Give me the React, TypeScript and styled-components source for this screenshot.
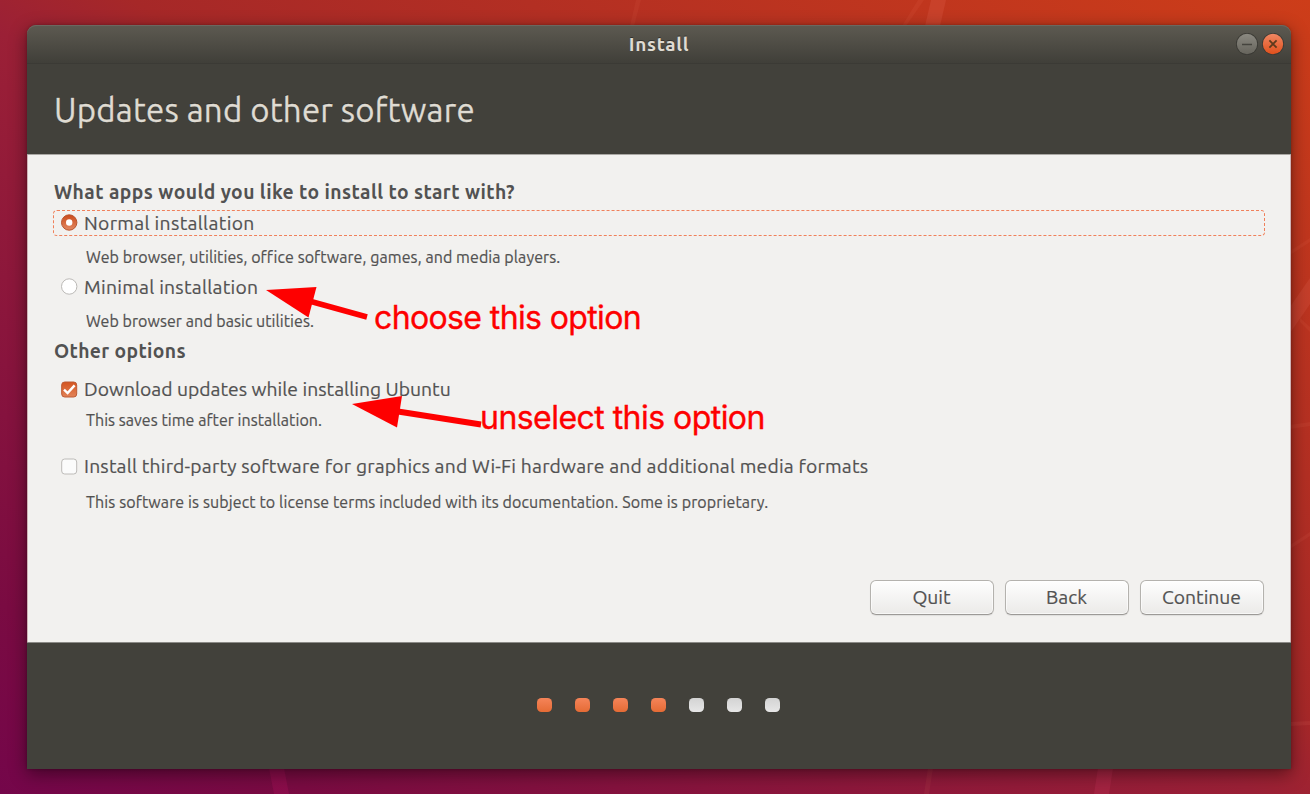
import React from "react";
import styled, { createGlobalStyle } from "styled-components";

const GlobalStyle = createGlobalStyle`
  * { box-sizing: border-box; }
  body { margin: 0; font-family: Ubuntu, "Noto Sans", sans-serif; color: #525252; }
`;

const Desktop = styled.div`
  position: relative;
  width: 1310px;
  height: 794px;
  padding: 25px 19px 25px 27px;
  overflow: hidden;
  background: linear-gradient(to top right, #74064a 0%, #7a0b42 12%, #9b2036 48%, #a62828 55%, #cd3d19 100%);
`;

const Wallpaper = styled.svg`
  position: absolute;
  inset: 0;
`;

const Window = styled.main`
  position: relative;
  display: flex;
  flex-direction: column;
  width: 1264px;
  height: 744px;
  border-radius: 9px 9px 0 0;
  box-shadow: 0 5px 18px rgba(0, 0, 0, 0.45), 0 0 3px rgba(0, 0, 0, 0.25);
`;

const TitleBar = styled.header`
  display: grid;
  grid-template-columns: 1fr auto 1fr;
  align-items: center;
  height: 39px;
  padding: 0 7px;
  border-radius: 9px 9px 0 0;
  border-bottom: 1px solid #3b3a35;
  background: linear-gradient(#5d5a51, #403f39);
  box-shadow: inset 0 1px #6b6860;
`;

const WindowTitle = styled.span`
  grid-column: 2;
  font-size: 19px;
  font-weight: 700;
  line-height: 38px;
  letter-spacing: 0.7px;
  color: #dfdbd2;
  text-shadow: 0 -1px #33322e;
`;

const WindowButtons = styled.div`
  display: flex;
  justify-content: flex-end;
  gap: 4px;
`;

const Banner = styled.div`
  display: flex;
  align-items: center;
  height: 91px;
  padding: 2px 0 0 27px;
  background: #42413b;
  border-bottom: 1px solid #aaa8a4;
`;

const BannerTitle = styled.h1`
  margin: 0;
  font-size: 33px;
  font-weight: 400;
  line-height: 44px;
  letter-spacing: 0.2px;
  color: #dfdbd2;
  -webkit-text-stroke: 0.3px #dfdbd2;
  text-shadow: 0 -1px #2e2d29;
  white-space: nowrap;
`;

const Content = styled.section`
  display: flex;
  flex-direction: column;
  height: 487px;
  padding: 24px 25px 0;
  border: solid #cfb3b6;
  border-width: 0 1px;
  background: #f2f1ef;
`;

const Heading = styled.h2<{ $top?: number; $spacing: number }>`
  margin: ${(p) => p.$top ?? 0}px 0 0;
  height: 27px;
  padding-left: 1px;
  font-size: 19.3px;
  font-weight: 700;
  line-height: 27px;
  letter-spacing: ${(p) => p.$spacing}px;
`;

const Option = styled.div<{ $top: number; $focused?: boolean }>`
  display: flex;
  align-items: center;
  gap: 6px;
  height: 26px;
  margin-top: ${(p) => p.$top}px;
  padding-left: 7px;
  border: 1px dashed ${(p) => (p.$focused ? "#f0805a" : "transparent")};
  border-radius: 4px;
`;

const Label = styled.span<{ $spacing: number }>`
  font-size: 19.3px;
  line-height: 24px;
  letter-spacing: ${(p) => p.$spacing}px;
  -webkit-text-stroke: 0.2px #525252;
  white-space: nowrap;
`;

const Note = styled.p<{ $top: number; $spacing: number }>`
  height: 20px;
  margin: ${(p) => p.$top}px 0 0 33px;
  font-size: 16px;
  line-height: 20px;
  letter-spacing: ${(p) => p.$spacing}px;
  -webkit-text-stroke: 0.2px #525252;
  white-space: nowrap;
`;

const Actions = styled.div`
  display: flex;
  justify-content: flex-end;
  gap: 11px;
  margin: 68px 1px 0 0;
`;

const Button = styled.button`
  width: 124px;
  height: 35px;
  padding: 0 1px 2px 0;
  border: 1px solid #b4b2ae;
  border-bottom-color: #9c9a97;
  border-radius: 6px;
  background: linear-gradient(#fefefe, #ebeae8);
  box-shadow: inset 0 0 0 1px rgba(255, 255, 255, 0.6), 0 1px 1px rgba(0, 0, 0, 0.08);
  color: #525252;
  font: 400 19.3px/30px Ubuntu, "Noto Sans", sans-serif;
  -webkit-text-stroke: 0.2px #525252;
`;

const Footer = styled.footer`
  display: flex;
  flex: 1;
  align-items: center;
  justify-content: center;
  gap: 23px;
  padding: 0 1px 2px 0;
  border-top: 1px solid #8b8a86;
  background: #42413b;
`;

const Step = styled.i<{ $done: boolean }>`
  width: 15px;
  height: 14px;
  border-radius: 4.5px;
  background: ${(p) => (p.$done ? "linear-gradient(#f58459, #e56b35)" : "linear-gradient(#d3d3d3, #e6e6e6)")};
`;

const Marks = styled.svg`
  position: absolute;
  inset: 0;
`;

const Remark = styled.span<{ $x: number; $y: number; $spacing: number }>`
  position: absolute;
  left: ${(p) => p.$x}px;
  top: ${(p) => p.$y}px;
  font: 400 32px/40px Inter, sans-serif;
  letter-spacing: ${(p) => p.$spacing}px;
  color: #fe0000;
  -webkit-text-stroke: 0.35px #fe0000;
  white-space: nowrap;
`;

const Indicator = styled.svg<{ $lift?: number }>`
  flex: none;
  width: 17px;
  height: 17px;
  margin: ${(p) => -(p.$lift ?? 0)}px 0 ${(p) => p.$lift ?? 0}px;
`;

const Radio = ({ on }: { on?: boolean }) => (
  <Indicator $lift={1} viewBox="0 0 17 17">
    <defs>
      <linearGradient id="radioOn" x2="0" y2="1">
        <stop stopColor="#cb4a1a" />
        <stop offset="1" stopColor="#e28a64" />
      </linearGradient>
    </defs>
    <circle cx="8.2" cy="8.5" r="7.7" fill={on ? "url(#radioOn)" : "#fff"} stroke={on ? "#b9552f" : "#bbb9b6"} strokeWidth="1" />
    {on && <circle cx="8.2" cy="8.5" r="3.2" fill="#fff" />}
  </Indicator>
);

const Check = ({ on }: { on?: boolean }) => (
  <Indicator viewBox="0 0 17 17">
    <defs>
      <linearGradient id="checkOn" x2="0" y2="1">
        <stop stopColor="#d4541f" />
        <stop offset="1" stopColor="#e28358" />
      </linearGradient>
    </defs>
    <rect x="0.7" y="1" width="15" height="15" rx="3" fill={on ? "url(#checkOn)" : "#fbfbfb"} stroke={on ? "#bd5a34" : "#bdbbb8"} />
    {on && <path d="M3 8.6 L6.6 12 L13.6 4.4" fill="none" stroke="#fff" strokeWidth="2.4" />}
  </Indicator>
);

const TitleIcon = ({ close }: { close?: boolean }) => (
  <svg width="22" height="24" viewBox="0 0 22 24">
    <defs>
      <linearGradient id="closeFill" x2="0" y2="1">
        <stop stopColor="#f08763" />
        <stop offset="1" stopColor="#e0501c" />
      </linearGradient>
      <linearGradient id="minFill" x2="0" y2="1">
        <stop stopColor="#8b8981" />
        <stop offset="1" stopColor="#66645c" />
      </linearGradient>
    </defs>
    <circle cx="11" cy="12" r="11" fill="#3a3934" />
    <circle cx="11" cy="12" r="10.2" fill={close ? "url(#closeFill)" : "url(#minFill)"} />
    {close ? (
      <path d="M7.4 8.4 L14.6 15.6 M14.6 8.4 L7.4 15.6" stroke="#5e3a1c" strokeWidth="1.8" />
    ) : (
      <path d="M6 12.5 H16" stroke="#45443e" strokeWidth="1.5" />
    )}
  </svg>
);

const steps = [true, true, true, true, false, false, false];

export default function App() {
  return (
    <Desktop>
      <GlobalStyle />
      <Wallpaper width="1310" height="794">
        <g fill="#ff8c78" fillOpacity="0.13">
          <path d="M931 0 H946 L940 26 H925 Z" />
          <path d="M269 768 H284 L289 794 H274 Z" fill="#ff2080" />
          <path d="M1098 768 H1113 L1109 794 H1094 Z" fill="#ff5080" />
          <path d="M636 0 H641 L634 26 H630 Z" fillOpacity="0.07" />
          <path d="M918 0 H924 L906 26 H902 Z" fillOpacity="0.08" />
          <path d="M1290 251 L1310 238 V242 L1290 255 Z" fillOpacity="0.08" />
          <path d="M1290 307 L1310 278 V304 L1290 333 Z" fillOpacity="0.12" />
          <path d="M1300 318 L1310 327 V332 L1300 322 Z" fillOpacity="0.08" />
          <path d="M1290 425 L1310 422 V426 L1290 429 Z" fillOpacity="0.08" />
          <path d="M1290 545 L1310 532 V536 L1290 549 Z" fillOpacity="0.08" />
          <path d="M1290 722 L1310 721 V725 L1290 726 Z" fillOpacity="0.09" />
          <path d="M928 768 H933 L929 794 H924 Z" fillOpacity="0.07" />
        </g>
      </Wallpaper>
      <Window>
        <TitleBar>
          <WindowTitle>Install</WindowTitle>
          <WindowButtons>
            <TitleIcon />
            <TitleIcon close />
          </WindowButtons>
        </TitleBar>
        <Banner>
          <BannerTitle>Updates and other software</BannerTitle>
        </Banner>
        <Content>
          <Heading $spacing={0.43}>What apps would you like to install to start with?</Heading>
          <Option $top={4} $focused>
            <Radio on />
            <Label $spacing={0.32}>Normal installation</Label>
          </Option>
          <Note $top={11} $spacing={0.08}>Web browser, utilities, office software, games, and media players.</Note>
          <Option $top={7}>
            <Radio />
            <Label $spacing={0.25}>Minimal installation</Label>
          </Option>
          <Note $top={11} $spacing={0.05}>Web browser and basic utilities.</Note>
          <Heading $top={7} $spacing={0.36}>Other options</Heading>
          <Option $top={11}>
            <Check on />
            <Label $spacing={0.02}>Download updates while installing Ubuntu</Label>
          </Option>
          <Note $top={8} $spacing={0.05}>This saves time after installation.</Note>
          <Option $top={23}>
            <Check />
            <Label $spacing={0.19}>Install third-party software for graphics and Wi-Fi hardware and additional media formats</Label>
          </Option>
          <Note $top={13} $spacing={0.12}>This software is subject to license terms included with its documentation. Some is proprietary.</Note>
          <Actions>
            <Button>Quit</Button>
            <Button>Back</Button>
            <Button>Continue</Button>
          </Actions>
        </Content>
        <Footer>
          {steps.map((done, i) => (
            <Step key={i} $done={done} />
          ))}
        </Footer>
      </Window>
      <Marks width="1310" height="794" fill="#fe0000" stroke="#fe0000">
        <path d="M266 290 L316.500 287 L308.500 317.500 Z" stroke="none" />
        <path d="M311 301.500 L367 317" strokeWidth="5.500" fill="none" />
        <path d="M352 404 L402 396 L397 427.500 Z" stroke="none" />
        <path d="M398 411.500 L481 424.500" strokeWidth="6" fill="none" />
      </Marks>
      <Remark $x={374} $y={298} $spacing={-0.62}>choose this option</Remark>
      <Remark $x={480} $y={398} $spacing={-0.54}>unselect this option</Remark>
    </Desktop>
  );
}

────

PROBLEM: Compute the number of lines above that contain the string "React". Reply with that value only.

EXERCISE ANSWER: 2